Borrowed from commercial real estate, this plan enables you to pay below-market interest rates. The installment land contract permits the seller to hold onto his or her original below-market rate mortgage while "selling" the home on an installment basis. The installment payments are for a short term and may be for interest only. At the end of the contract the unpaid balance, frequently the full purchase price, must still be paid.

The seller continues to hold title to the property until all payments are made. Thus, you, the buyer, acquire no equity until the contract ends. If you fail to make a payment on time, you could lose a major investment.

These loans are popular because they offer lower payments than market rate loans. Land contracts are also being used to avoid the due on sale clause. The buyer and seller may assert to the lender who provided the original mortgage that the due on sale clause does not apply because the property will not be sold until the end of the contract. Therefore, the low interest rate continues. However, the lender may assert that the contract in fact represents a sale of the property. Consequently, the lender may have the right to accelerate the loan, or call it due, and raise the interest rate to current market levels.

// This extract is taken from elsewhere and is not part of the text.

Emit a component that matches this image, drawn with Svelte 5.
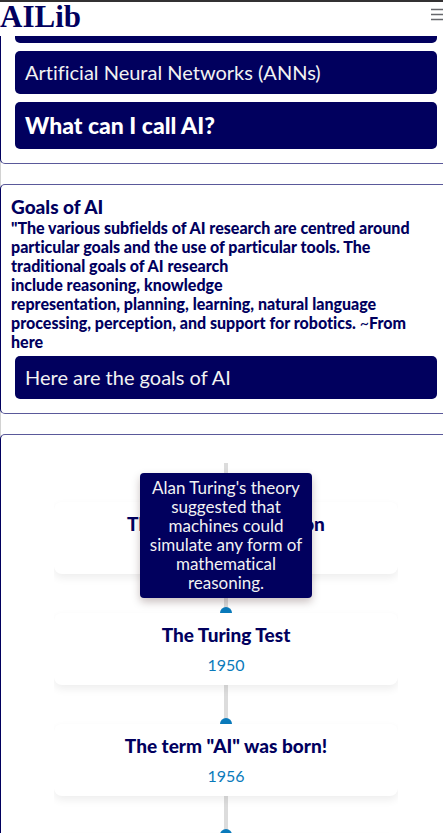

Rate and payments are relatively low for first few years, then jump to reflect full rate in mortgage.

Buy-down

A buy-down is a subsidy of the mortgage interest rate that helps you meet the payments during the first few years of the loan. Suppose a new house sells for $150,000. After a down payment of $75,000, you still need to finance $75,000. A 30-year first mortgage is available for 12 %, which would make your monthly payments $771.46, or beyond your budget. However, a buy-down is available: for the first three years, the developer will subsidize your payments, bringing down the interest rate to 9%. This means your payments are only $603.47, which you can afford.

Rate and payments are initially low, then jump and may change throughout loan depending on changes in the index.

There are several things to think about in buy-downs. First, consider what your payments will be after the first few years. If this is a fixed rate loan, the payments in the above example will jump to the rate at which the loan was originally made -- 12 % -- and total more than $770. If this is an adjustable rate loan, and the index to which your rate is tied has risen since you took out the loan, your payments could go up even higher.

Second, check to see whether the subsidy is part of your contract with the lender or with the builder. If it's provided separately by the builder, the lender can still hold you liable for the full interest rate (12 % in the above example), even if the builder backs out of the deal or goes out of business.

Finally, that $150,000 sales price may have been increased to cover the builder's interest subsidy. A comparable home may be selling around the corner for less. At the same time, competition may have encouraged the builder to offer you a genuine savings. It pays to check around.

There are also plans called consumer buy-downs. In these loans, the buyer makes a sizable down payment, and the interest rate granted is below market. In other words, in exchange for a large payment at the beginning of the loan, you may qualify for a lower rate on the amount borrowed. Frequently, this type of mortgage has a shorter term than those written at current market rates.